Omoo


Omoo: A Narrative of Adventures in the South Seas is the second book by American writer Herman Melville, first published in London in 1847, and a sequel to his first South Sea narrative Typee, also based on the author's experiences in the South Pacific. After leaving the island of Nuku Hiva, the main character ships aboard a whaling vessel that makes its way to Tahiti, after which there is a mutiny and a third of the crew are imprisoned on Tahiti. In 1949, the novel was adapted into the exploitation film Omoo-Omoo, the Shark God.

Background

In the Preface to Omoo, Melville claimed the book was autobiographical, written "from simple recollection" of some of his experiences in the Pacific in the 1840s and strengthened by his retelling the story many times before family and friends. Yet a scholar working in the late 1930s discovered that Melville had not simply relied on his memory and went on to reveal a wealth of other sources he drew on in writing the book.
Later, Melville scholar Harrison Hayford made a detailed study of these sources and, in the introduction to a 1969 edition of Omoo, summed up the author's practice, showing that this was a repetition of a process previously used in Typee:
"He had altered facts and dates, elaborated events, assimilated foreign materials, invented episodes, and dramatized the printed experiences of others as his own.
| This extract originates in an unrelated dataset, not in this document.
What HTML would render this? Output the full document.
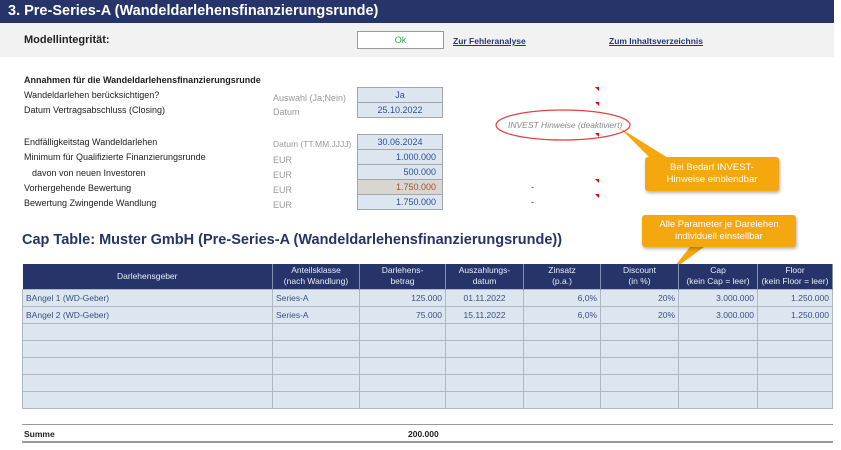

He had not plagiarized, merely, for he had always rewritten and nearly always improved the passages he appropriated.....first writing out the narrative based on his recollections and invention, then using source books to pad out the chapters he had already written and to supply the stuff of new chapters that he inserted at various points in the manuscript."

Publication history

The book was published first by John Murray in London on March 30, 1847. In the U.S. a portion was printed on April 24, 1847, in The Literary World, with a complete edition released by the Harper Brothers on May 1 of that year.
Murray included both Typee and Omoo in his Home and Colonial Library which was marketed and sold as a collection throughout the British Empire. In it, Melville was listed together with other well-known writers, an event that turned out to be an important watershed for both his sales and reputation. "Over the decades Melville's presence in the library insured the fame of his first two books with two or three generations of English readers all around the world."